If `rule` is None, parse an IRI_reference `without validation
<http://tools.ietf.org/html/rfc3986#appendix-B>`_.
If regex_ is available, any rule is supported; with re_, `rule` must be
'IRI_reference' or some special case thereof ('IRI', 'absolute_IRI',
'irelative_ref', 'irelative_part', 'URI_reference', 'URI', 'absolute_URI',
'relative_ref', 'relative_part'). ::
>>> d = parse('http://tools.ietf.org/html/rfc3986#appendix-A',
... rule='URI')
>>> assert all([ d['scheme'] == 'http',
... d['authority'] == 'tools.ietf.org',
... d['path'] == '/html/rfc3986',
... d['query'] == None,
... d['fragment'] == 'appendix-A' ])
compose (**parts)
Returns an URI composed_ from named parts.
.. _composed: http://tools.ietf.org/html/rfc3986#section-5.3
resolve (base, uriref, strict=True, return_parts=False)
Resolves_ an URI reference
relative to a base
URI.
`Test cases <http://tools.ietf.org/html/rfc3986#section-5.4>`_::
>>> base = resolve.test_cases_base
>>> for relative, resolved in resolve.test_cases.items():
... assert resolve(base, relative) == resolved
If `return_parts` is True, returns a dict of named parts instead of
a string.
Examples::
>>> assert resolve('urn:rootless', '../../name') == 'urn:name'
>>> assert resolve('urn:root/less', '../../name') == 'urn:/name'
>>> assert resolve('http://a/b', 'http:g') == 'http:g'
>>> assert resolve('http://a/b', 'http:g', strict=False) == 'http://a/g'
.. _Resolves: http://tools.ietf.org/html/rfc3986#section-5.2
patterns
A dict of regular expressions with useful group names.

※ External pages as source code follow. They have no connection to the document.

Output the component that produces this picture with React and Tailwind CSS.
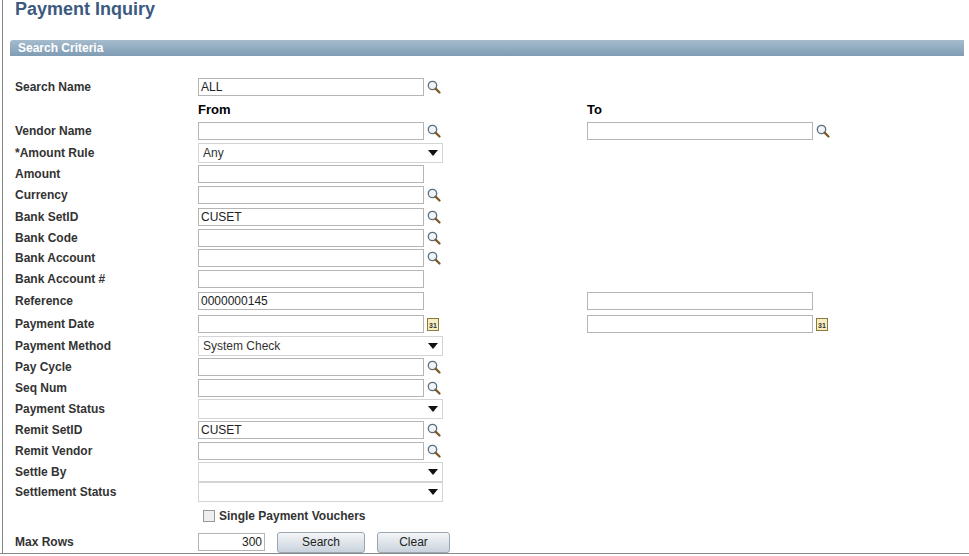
const F = { fontFamily: 'Arial, "Liberation Sans", sans-serif' };

function Lookup() {
  return (
    <svg width="14" height="14" viewBox="0 0 14 14" className="ml-[3px]">
      <circle cx="5.5" cy="5.5" r="4.2" fill="#eef4f8" stroke="#5b6f7e" strokeWidth="1.3" />
      <line x1="8.6" y1="8.6" x2="12.5" y2="12.5" stroke="#7a5a2a" strokeWidth="2.2" strokeLinecap="round" />
    </svg>
  );
}

function Cal() {
  return (
    <svg width="12" height="14" viewBox="0 0 12 14" className="ml-[3px]">
      <rect x="0.5" y="1.5" width="11" height="12" fill="#f6eec0" stroke="#8a7a3a" />
      <text x="2" y="11" fontSize="7" fontWeight="bold" fill="#333" style={F}>31</text>
    </svg>
  );
}

function Input({ value = '', w = 'w-[226px]', right, icon }) {
  return (
    <div className="flex items-center">
      <div className={`${w} h-[18px] border border-[#b5b5b5] bg-white text-[12px] text-[#222] px-[2px] leading-[16px] ${right ? 'text-right' : ''}`}>{value}</div>
      {icon === 'l' && <Lookup />}
      {icon === 'c' && <Cal />}
    </div>
  );
}

function Select({ value = '' }) {
  return (
    <div className="w-[245px] h-[20px] border border-[#d4d4d4] bg-white text-[12px] text-[#333] px-[4px] flex items-center justify-between">
      <span>{value}</span>
      <svg width="10" height="6" viewBox="0 0 10 6"><path d="M0 0h10L5 6z" fill="#111" /></svg>
    </div>
  );
}

const rows = [
  ['Search Name', <Input value="ALL" icon="l" />, null, 20],
  ['', <span className="text-[13px] font-bold text-black">From</span>, <span className="text-[13px] font-bold text-black">To</span>, 23],
  ['Vendor Name', <Input icon="l" />, <Input icon="l" />, 22],
  ['*Amount Rule', <Select value="Any" />, null, 21],
  ['Amount', <Input />, null, 21],
  ['Currency', <Input icon="l" />, null, 21],
  ['Bank SetID', <Input value="CUSET" icon="l" />, null, 23],
  ['Bank Code', <Input icon="l" />, null, 20],
  ['Bank Account', <Input icon="l" />, null, 20],
  ['Bank Account #', <Input />, null, 21],
  ['Reference', <Input value="0000000145" />, <Input />, 24],
  ['Payment Date', <Input icon="c" />, <Input icon="c" />, 22],
  ['Payment Method', <Select value="System Check" />, null, 21],
  ['Pay Cycle', <Input icon="l" />, null, 21],
  ['Seq Num', <Input icon="l" />, null, 22],
  ['Payment Status', <Select />, null, 20],
  ['Remit SetID', <Input value="CUSET" icon="l" />, null, 21],
  ['Remit Vendor', <Input icon="l" />, null, 21],
  ['Settle By', <Select />, null, 21],
  ['Settlement Status', <Select />, null, 20],
  ['', <div className="flex items-center gap-[4px] pl-[5px]"><div className="w-[12px] h-[12px] border border-[#999] bg-[#eee]" /><span className="text-[12px] font-bold text-[#333]">Single Payment Vouchers</span></div>, null, 28],
];

export default function App() {
  return (
    <div className="w-[969px] h-[556px] bg-white relative overflow-hidden" style={F}>
      <div className="absolute left-[2px] top-0 bottom-[3px] w-px bg-[#888]" />
      <div className="absolute left-0 right-0 bottom-[2px] h-px bg-[#888]" />
      <h1 className="text-[18px] font-bold text-[#3b5a80] pl-[15px] pt-0 leading-[18px]">Payment Inquiry</h1>
      <div className="ml-[10px] w-[954px] mt-[22px] h-[16px] bg-gradient-to-b from-[#a6bccd] to-[#7f9cb4] rounded-tl-[3px] text-[12px] font-bold text-white pl-[8px] leading-[16px]">Search Criteria</div>
      <div className="mt-[21px] flex flex-col">
        {rows.map(([label, a, b, h], i) => (
          <div key={i} className="flex items-center" style={{ height: h }}>
            <div className="w-[198px] pl-[15px] text-[12px] font-bold text-[#333]">{label}</div>
            <div className="w-[389px]">{a}</div>
            <div>{b}</div>
          </div>
        ))}
        <div className="flex items-center h-[24px]">
          <div className="w-[198px] pl-[15px] text-[12px] font-bold text-[#333]">Max Rows</div>
          <Input value="300" w="w-[67px]" right />
          <button className="ml-[12px] w-[88px] h-[21px] border border-[#9aa6b2] rounded-[3px] bg-gradient-to-b from-[#f4f6f8] to-[#c9d3dd] text-[12px] text-[#222]">Search</button>
          <button className="ml-[12px] w-[73px] h-[21px] border border-[#9aa6b2] rounded-[3px] bg-gradient-to-b from-[#f4f6f8] to-[#c9d3dd] text-[12px] text-[#222]">Clear</button>
        </div>
      </div>
    </div>
  );
}
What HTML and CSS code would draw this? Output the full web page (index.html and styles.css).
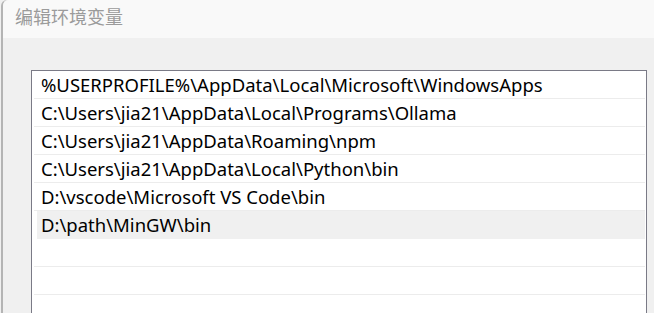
FILE: index.html
```html
<!DOCTYPE html>
<html lang="zh-CN">
<head>
    <meta charset="UTF-8">
    <meta name="viewport" content="width=device-width, initial-scale=1.0">
    <title>编辑环境变量</title>
    <link rel="stylesheet" href="styles.css">
</head>
<body>
    <div class="window">
        <div class="title-bar">
            <span class="title">编辑环境变量</span>
        </div>
        <div class="content">
            <div class="path-list">
                <div class="path-row">%USERPROFILE%\AppData\Local\Microsoft\WindowsApps</div>
                <div class="path-row">C:\Users\jia21\AppData\Local\Programs\Ollama</div>
                <div class="path-row">C:\Users\jia21\AppData\Roaming\npm</div>
                <div class="path-row">C:\Users\jia21\AppData\Local\Python\bin</div>
                <div class="path-row">D:\vscode\Microsoft VS Code\bin</div>
                <div class="path-row selected">D:\path\MinGW\bin</div>
                <div class="path-row"></div>
                <div class="path-row"></div>
                <div class="path-row"></div>
            </div>
        </div>
    </div>
</body>
</html>
```

FILE: styles.css
```css
body {
    margin: 0;
    background-color: #f0f0f0;
    font-family: "Noto Sans", "Noto Sans CJK SC", sans-serif;
    overflow: hidden;
}

.window {
    height: 313px;
    margin-left: 1px;
    border-left: 2px solid #b4b4b4;
    border-top-left-radius: 6px;
    background-color: #f0f0f0;
}

.title-bar {
    height: 38px;
    padding-left: 12px;
    background-color: #f9f9f9;
    border-top-left-radius: 6px;
    display: flex;
    align-items: center;
}

.title {
    font-family: "Noto Sans CJK SC", sans-serif;
    font-size: 18px;
    color: #9b9b9b;
    margin-top: -6px;
}

.content {
    padding: 32px 7px 0 28px;
}

.path-list {
    height: 243px;
    overflow: hidden;
    background-color: #ffffff;
    border: 1px solid #7a7a86;
    border-bottom: none;
    padding: 0 1px 0 1px;
}

.path-row {
    height: 27px;
    margin-left: 1px;
    border-bottom: 1px solid #ececec;
    padding-left: 7px;
    font-size: 18.5px;
    line-height: 27px;
    color: #000000;
    white-space: nowrap;
}

.path-row.selected {
    background-color: #f0f0f0;
    margin-left: 4px;
    padding-left: 4px;
    border-bottom-color: #f0f0f0;
}
```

Compilable (with regex_ only) without need for any particular compilation
flag.
[bmp_][u]patterns[_no_names]
Alternative versions of patterns
.
[u]nicode strings without group names for the re_ module.
BMP only for narrow builds.
get_compiled_pattern (rule, flags=0)
Returns a compiled pattern object for a rule name or template string.
Usage for validation::
>>> uri = get_compiled_pattern('^%(URI)s$')
>>> assert uri.match('http://tools.ietf.org/html/rfc3986#appendix-A')
>>> assert not get_compiled_pattern('^%(relative_ref)s$').match('#f#g')
>>> from unicodedata import lookup
>>> smp = 'urn:' + lookup('OLD ITALIC LETTER A') # U+00010300
>>> assert not uri.match(smp)
>>> m = get_compiled_pattern('^%(IRI)s$').match(smp)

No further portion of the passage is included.